In fact there is no distinction. In Howze itself, we explained that United States v. Shannon, 110 F.3d 382 (7th Cir. 1997) (en banc), viewed the career offender guideline and the Armed Career Criminal Act as "interchangeable." See Howze, 343 F.3d at 924. And at least as to the "otherwise" clause in both the definition of "violent felony" and the career offender definition of "crime of violence," Rosas makes no argument as to why cases interpreting the same language in one provision should not apply equally to the other. We note that, at the time Howze was decided, the clause at stake in both the Armed Career Criminal Act and in the career offender definition ("or otherwise involves conduct that presents a serious potential risk of physical injury to another") was identical to what is in use today. Moreover, although the precise question has not been before this court, the Sixth Circuit — relying on Howze — has concluded that flight does qualify as a "crime of violence" under § 4B1.2. See United States v. Martin, 378 F.3d 578, 582-83 (6th Cir. 2004) (characterizing § 924(e) analysis in Howze as "a comparable conclusion").
Rosas also argues that Howze's holding should not control because, he contends, a recent amendment that expanded Wis. Stat. § 346.04 to allow charging flight from the police either as a misdemeanor or felony renders Howze overbroad and undermines the decision. The statute now includes a new subsection (2t) that reads: "No operator, after having received a visible or audible signal to stop his or her vehicle from a traffic officer or marked police vehicle, shall knowingly resist the traffic officer by failing to stop his or her vehicle as promptly as safety reasonably permits." Wis. Stat. § 346.04(2t). Rosas takes the position that the Wisconsin legislature, by creating a misdemeanor provision, has recognized that "all flights do not create felonious risk-creating conduct." Appellant's Br. at 28. The short answer is that a misdemeanor cannot be a crime of violence and that Howze analyzes § 346.04(3), not § 346.04(2t). In any event, the new section does not appear to alter the approach to conduct previously proscribed by § 346.04(3), but rather criminalizes a new class of conduct. Compare Wis. Stat. § 346.04(3), with id. § 346.04(2t). Moreover, Rosas' argument regarding the implications of misdemeanor flight is purely hypothetical, as Rosas concedes that his conduct would still be charged and resolved as a felony even after the amendment to § 346.04. As applied to Rosas and § 346.04(3), Howze is not under-mined at all.

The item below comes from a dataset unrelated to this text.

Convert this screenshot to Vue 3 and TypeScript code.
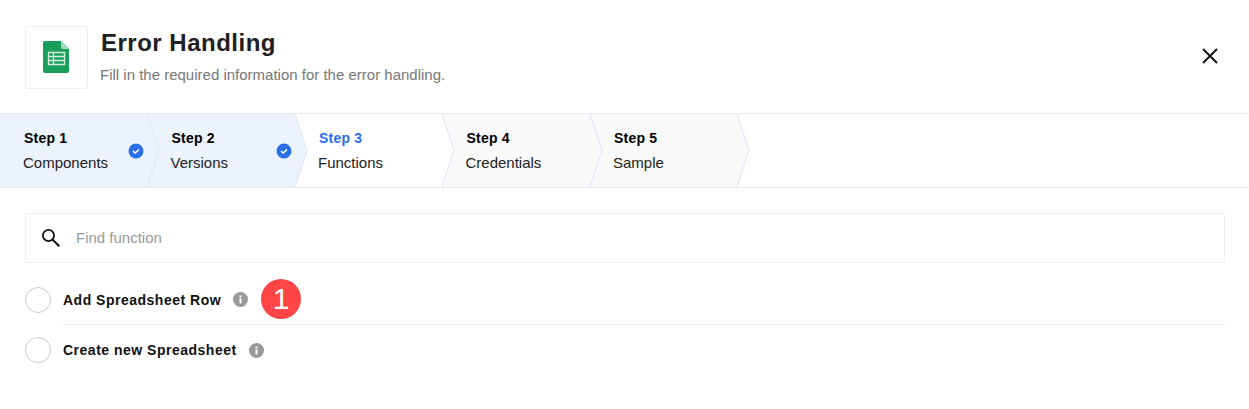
<script setup lang="ts">
interface Step { label: string; name: string; state: 'done' | 'active' | 'todo' }
const steps: Step[] = [
  { label: 'Step 1', name: 'Components', state: 'done' },
  { label: 'Step 2', name: 'Versions', state: 'done' },
  { label: 'Step 3', name: 'Functions', state: 'active' },
  { label: 'Step 4', name: 'Credentials', state: 'todo' },
  { label: 'Step 5', name: 'Sample', state: 'todo' },
]
const functions = ['Add Spreadsheet Row', 'Create new Spreadsheet']
</script>

<template>
  <div class="page">
    <header class="head">
      <div class="logo">
        <svg width="26" height="32" viewBox="0 0 26 32">
          <path d="M2 0H18L26 8V30a2 2 0 0 1-2 2H2a2 2 0 0 1-2-2V2a2 2 0 0 1 2-2Z" fill="#1a9f5b" />
          <path d="M18 0L26 8H20a2 2 0 0 1-2-2Z" fill="#a5d8bf" />
          <path d="M5.5 11.5H21.5V23.5H5.5Z M5.5 15.5H21.5 M5.5 19.5H21.5 M10.5 11.5V23.5" fill="none" stroke="#d5eee0" stroke-width="1.3" />
        </svg>
      </div>
      <div class="titles">
        <h1>Error Handling</h1>
        <p>Fill in the required information for the error handling.</p>
      </div>
      <svg class="close" width="18" height="18" viewBox="0 0 18 18">
        <path d="M2 2L16 16M16 2L2 16" stroke="#111" stroke-width="2" fill="none" />
      </svg>
    </header>

    <nav class="steps">
      <div v-for="(s, i) in steps" :key="s.label" class="step" :class="s.state" :style="{ zIndex: 10 - i }">
        <svg class="shape" width="160" height="73" viewBox="0 0 160 73">
          <path class="fill" d="M0 0H147.5L159 36.5L147.5 73H0Z" />
          <path class="edge" d="M147 0L159 36.5L147 73" />
        </svg>
        <div class="step-text">
          <strong>{{ s.label }}</strong>
          <span>{{ s.name }}</span>
        </div>
        <svg v-if="s.state === 'done'" class="tick" width="16" height="16" viewBox="0 0 16 16">
          <circle cx="8" cy="8" r="7.5" fill="#2a6ee8" />
          <path d="M5 8.2L7.2 10L11 6.5" fill="none" stroke="#fff" stroke-width="1.6" />
        </svg>
      </div>
    </nav>

    <main class="body">
      <div class="search">
        <svg width="18" height="18" viewBox="0 0 18 18">
          <circle cx="6.5" cy="6.5" r="5.6" fill="none" stroke="#111" stroke-width="1.8" />
          <path d="M10.7 10.7L17.3 17.3" stroke="#111" stroke-width="2" fill="none" />
        </svg>
        <span>Find function</span>
      </div>
      <ul class="list">
        <li v-for="(f, i) in functions" :key="f" class="row">
          <span class="radio"></span>
          <div class="row-main" :class="{ lined: i === 0 }">
            <span class="fname">{{ f }}</span>
            <svg class="info" width="15" height="15" viewBox="0 0 15 15">
              <circle cx="7.5" cy="7.5" r="7.5" fill="#999" />
              <rect x="6.5" y="6.5" width="2" height="5" fill="#fff" />
              <rect x="6.5" y="3.5" width="2" height="2" fill="#fff" />
            </svg>
            <span v-if="i === 0" class="badge">1</span>
          </div>
        </li>
      </ul>
    </main>
  </div>
</template>

<style>
html, body { margin: 0; background: #fff; }
</style>

<style scoped>
.page {
  width: 1249px;
  height: 409px;
  overflow: hidden;
  background: #fff;
  font-family: "Liberation Sans", Arial, sans-serif;
  color: #1f2023;
}
.head {
  height: 113px;
  box-sizing: border-box;
  display: flex;
  align-items: flex-start;
  padding: 26px 30px 0 25px;
}
.logo {
  width: 63px;
  height: 63px;
  box-sizing: border-box;
  border: 1px solid #eeeeee;
  border-radius: 2px;
  display: flex;
  align-items: flex-start;
  justify-content: flex-start;
  padding: 14px 0 0 17px;
  flex: none;
}
.titles { margin-left: 13px; flex: 1; }
h1 {
  margin: 2px 0 0;
  font-size: 24px;
  line-height: 30px;
  font-weight: 700;
  letter-spacing: 0.5px;
  color: #1f2023;
}
p {
  margin: 8px 0 0 -1px;
  font-size: 15px;
  line-height: 18px;
  color: #777;
}
.close { margin-top: 21px; flex: none; }
.steps {
  height: 75px;
  box-sizing: border-box;
  display: flex;
  border-top: 1px solid #e6eaf0;
  border-bottom: 1px solid #e6eaf0;
  background: #fff;
}
.step {
  position: relative;
  width: 147.5px;
  height: 73px;
  flex: none;
}
.shape { position: absolute; left: 0; top: 0; }
.fill { fill: #fff; }
.edge { fill: none; stroke: #dde5f8; stroke-width: 1; }
.done .fill { fill: #edf3fd; }
.todo .fill { fill: #f9f9fa; }
.step-text {
  position: relative;
  padding: 15px 0 0 24px;
  display: flex;
  flex-direction: column;
}
.step-text strong {
  font-size: 14px;
  line-height: 18px;
  letter-spacing: 0.2px;
  color: #000;
}
.step-text span {
  margin: 7px 0 0 -1px;
  font-size: 15px;
  line-height: 18px;
  color: #222;
}
.active strong { color: #2a6ee8; }
.tick { position: absolute; left: 128px; top: 29px; }
.body { padding: 25px 24px 0 25px; }
.search {
  height: 50px;
  box-sizing: border-box;
  border: 1px solid #eeeeee;
  border-radius: 2px;
  display: flex;
  align-items: center;
  padding-left: 16px;
  font-size: 15px;
  color: #999;
}
.search span { margin: -2px 0 0 16px; }
.list { list-style: none; margin: 0; padding: 0; }
.row { display: flex; align-items: center; }
.row:first-child { padding-top: 12px; }
.radio {
  width: 26px;
  height: 26px;
  box-sizing: border-box;
  border: 1px solid #ccc;
  border-radius: 50%;
  margin-right: 12px;
  flex: none;
}
.row-main {
  flex: 1;
  height: 50px;
  box-sizing: border-box;
  display: flex;
  align-items: center;
}
.lined { border-bottom: 1px solid #eeeeee; }
.fname {
  font-size: 14px;
  font-weight: 700;
  letter-spacing: 0.5px;
  color: #111;
}
.info { margin-left: 12px; flex: none; }
.badge {
  width: 40px;
  height: 40px;
  margin: -2px 0 0 13px;
  border-radius: 50%;
  background: #ff4545;
  color: #fff;
  font-size: 30px;
  line-height: 40px;
  text-align: center;
  flex: none;
}
</style>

Because Howze compels the conclusion that a violation of § 346.04(3) is categorically a crime of violence, Rosas' next two arguments have no relevance. Rosas insists that his particular violation of § 346.04(3), as charged in the Information, did not pose a potential risk of physical injury to another. Under a categorical approach, though, there is no need to evaluate the language of the charging instrument: Howze rejected the argument that there is a way to violate § 346.04(3) that does not involve the creation of risk and concluded, as a per se rule with respect to that provision, "all flights involve that risk-creating conduct." Howze, 343 F.3d at 922. For the same reason it does not matter that the district court appears to have erroneously evaluated Rosas' flight conviction by looking to the underlying conduct. See, e.g., United States v. Cole, 298 F.3d 659, 662 (7th Cir. 2002) (confining a district court's evaluation to charging documents, except in certain circumstances).

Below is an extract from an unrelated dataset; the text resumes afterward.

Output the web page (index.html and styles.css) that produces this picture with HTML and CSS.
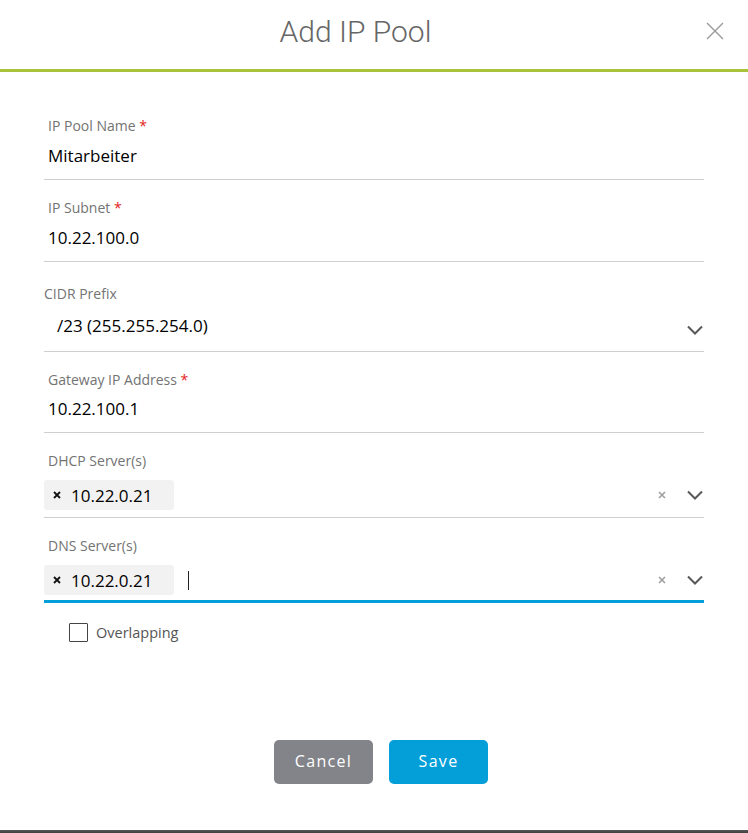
FILE: index.html
```html
<!DOCTYPE html>
<html>
<head>
<meta charset="utf-8">
<title>Add IP Pool</title>
<link rel="stylesheet" href="styles.css">
</head>
<body>
<div class="dialog">
  <header class="header">
    <h1 class="title">Add IP Pool</h1>
    <button class="close" aria-label="Close">
      <svg width="18" height="18" viewBox="0 0 18 18"><path d="M1 1L17 17M17 1L1 17" stroke="#9a9a9a" stroke-width="1.4" fill="none"/></svg>
    </button>
  </header>
  <form class="form">
    <div class="field">
      <div class="label">IP Pool Name <span class="req">*</span></div>
      <div class="value">Mitarbeiter</div>
    </div>
    <div class="field">
      <div class="label">IP Subnet <span class="req">*</span></div>
      <div class="value">10.22.100.0</div>
    </div>
    <div class="field field-select">
      <div class="label label-flush">CIDR Prefix</div>
      <div class="row">
        <div class="value value-select">/23 (255.255.254.0)</div>
        <span class="chev chev-low"><svg width="16" height="10" viewBox="0 0 16 10"><polyline points="1,1.5 8,8.5 15,1.5" fill="none" stroke="#58585b" stroke-width="2"/></svg></span>
      </div>
    </div>
    <div class="field field-tight">
      <div class="label">Gateway IP Address <span class="req">*</span></div>
      <div class="value">10.22.100.1</div>
    </div>
    <div class="field field-multi">
      <div class="label">DHCP Server(s)</div>
      <div class="row">
        <div class="chips">
          <span class="chip"><svg class="chip-x" width="8" height="8" viewBox="0 0 8 8"><path d="M1 1L7 7M7 1L1 7" stroke="#111" stroke-width="1.8"/></svg>10.22.0.21</span>
        </div>
        <span class="clear"><svg width="8" height="8" viewBox="0 0 8 8"><path d="M1 1L7 7M7 1L1 7" stroke="#9e9e9e" stroke-width="1.6"/></svg></span>
        <span class="chev"><svg width="16" height="10" viewBox="0 0 16 10"><polyline points="1,1.5 8,8.5 15,1.5" fill="none" stroke="#58585b" stroke-width="2"/></svg></span>
      </div>
    </div>
    <div class="field field-multi field-active">
      <div class="label">DNS Server(s)</div>
      <div class="row">
        <div class="chips">
          <span class="chip"><svg class="chip-x" width="8" height="8" viewBox="0 0 8 8"><path d="M1 1L7 7M7 1L1 7" stroke="#111" stroke-width="1.8"/></svg>10.22.0.21</span>
          <span class="caret"></span>
        </div>
        <span class="clear"><svg width="8" height="8" viewBox="0 0 8 8"><path d="M1 1L7 7M7 1L1 7" stroke="#9e9e9e" stroke-width="1.6"/></svg></span>
        <span class="chev"><svg width="16" height="10" viewBox="0 0 16 10"><polyline points="1,1.5 8,8.5 15,1.5" fill="none" stroke="#58585b" stroke-width="2"/></svg></span>
      </div>
    </div>
    <label class="check">
      <span class="box"></span>
      <span class="check-text">Overlapping</span>
    </label>
    <div class="actions">
      <button type="button" class="btn btn-cancel">Cancel</button>
      <button type="button" class="btn btn-save">Save</button>
    </div>
  </form>
  <div class="bottom-bar"></div>
</div>
</body>
</html>
```
FILE: styles.css
```css
* { box-sizing: border-box; }
html, body { margin: 0; padding: 0; background: #fff; }
body { font-family: "Open Sans", "Liberation Sans", sans-serif; color: #000; }

.dialog {
  width: 748px;
  height: 833px;
  display: flex;
  flex-direction: column;
}

.header {
  height: 72px;
  border-bottom: 3px solid #a9c23a;
  display: flex;
  align-items: center;
  padding-left: 5px;
}
.title {
  flex: 1;
  margin: 0;
  text-align: center;
  font-family: Roboto, "Open Sans", sans-serif;
  font-weight: 300;
  font-size: 30px;
  color: #666;
  line-height: 36px;
  margin-top: -6px;
}
.close {
  width: 18px;
  height: 18px;
  padding: 0;
  margin: -7px 24px 0 0;
  border: 0;
  background: none;
  display: flex;
}

.form {
  padding: 26px 44px 0;
  display: flex;
  flex-direction: column;
}

.field {
  padding: 19px 0 12px;
  border-bottom: 1px solid #cfcfcf;
}
.label {
  font-size: 14px;
  line-height: 18px;
  color: #737373;
  padding-left: 4px;
}
.label-flush { padding-left: 0; }
.req { color: #e2231a; }
.value {
  margin-top: 10px;
  font-size: 17px;
  line-height: 22px;
  padding-left: 4px;
  color: #000;
}
.field-tight .value { margin-top: 9px; }

.field-select { padding: 23px 0 14px; }
.field-select .row { margin-top: 12px; }
.field-select .value { margin-top: 0; padding-left: 13px; flex: 1; }

.row {
  display: flex;
  align-items: center;
}
.chev {
  width: 16px;
  height: 10px;
  display: flex;
  margin-right: 1px;
}
.chev-low { margin-top: 7px; }
.clear {
  width: 8px;
  height: 8px;
  display: flex;
  margin-right: 21px;
}

.field-multi { padding-bottom: 7px; }
.field-multi .row { margin-top: 10px; }
.chips {
  flex: 1;
  display: flex;
  align-items: center;
}
.chip {
  height: 30px;
  width: 130px;
  background: #f2f2f2;
  border-radius: 3px;
  display: flex;
  align-items: center;
  padding-left: 9px;
  font-size: 17px;
  color: #000;
}
.chip-x { margin-right: 10px; }
.caret {
  width: 1px;
  height: 19px;
  background: #222;
  margin-left: 14px;
}
.field-active {
  padding-bottom: 5px;
  border-bottom: 3px solid #049fd9;
}

.check {
  margin: 20px 0 0 25px;
  display: flex;
  align-items: center;
}
.box {
  width: 19px;
  height: 19px;
  border: 1px solid #444;
  border-radius: 1px;
}
.check-text {
  margin-left: 8px;
  font-size: 14.5px;
  color: #555;
}

.actions {
  margin-top: 98px;
  display: flex;
  justify-content: center;
  gap: 16px;
  padding-left: 14px;
}
.btn {
  width: 99px;
  height: 44px;
  border: 0;
  border-radius: 5px;
  color: #fff;
  font-family: "Open Sans", sans-serif;
  font-size: 16px;
  letter-spacing: 1.3px;
  padding: 0 0 3px;
}
.btn-cancel { background: #838489; }
.btn-save { background: #049fd9; }

.bottom-bar {
  margin-top: auto;
  height: 3px;
  background: linear-gradient(#575757, #3f3f3f);
}
```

That leaves only Rosas' argument under Blakely and Booker. While Rosas acknowledges that prior convictions used to enhance sentences need not be proven to a jury beyond a reasonable doubt, see Almendarez-Torres v. United States, 523 U.S. 224, 244, 118 S.Ct. 1219, 140 L.Ed.2d 350 (1998); United States v. Pittman, 388 F.3d 1104, 1109 (7th Cir. 2004) (holding that Almendarez-Torres survives Blakely), he contends that it is the nature, not the mere existence, of a previous conviction that requires a jury determination. This argument is misguided because whether a previous offense constitutes crime of violence for purposes of sentencing enhancement is a question of law, see United States v. Bryant, 310 F.3d 550, 552 (7th Cir. 2002), whereas Blakely implicates only questions of fact, Blakely, ___ U.S. at ___, 124 S. Ct at 2536; see also United States v. Trala, 386 F.3d 536, 547 n. 15 (3d Cir. 2004) (holding that whether an offense is a "crime of violence or a controlled substance offense" is a legal determination that does not raise an issue of fact under Blakely or Apprendi v. New Jersey, 530 U.S. 466, 120 S.Ct. 2348, 147 L.Ed.2d 435 (2000)); United States v. Moorer, 383 F.3d 164, 169 n. 4 (3d Cir. 2004) (holding that status as a career offender is purely a legal question and does not implicate Blakely).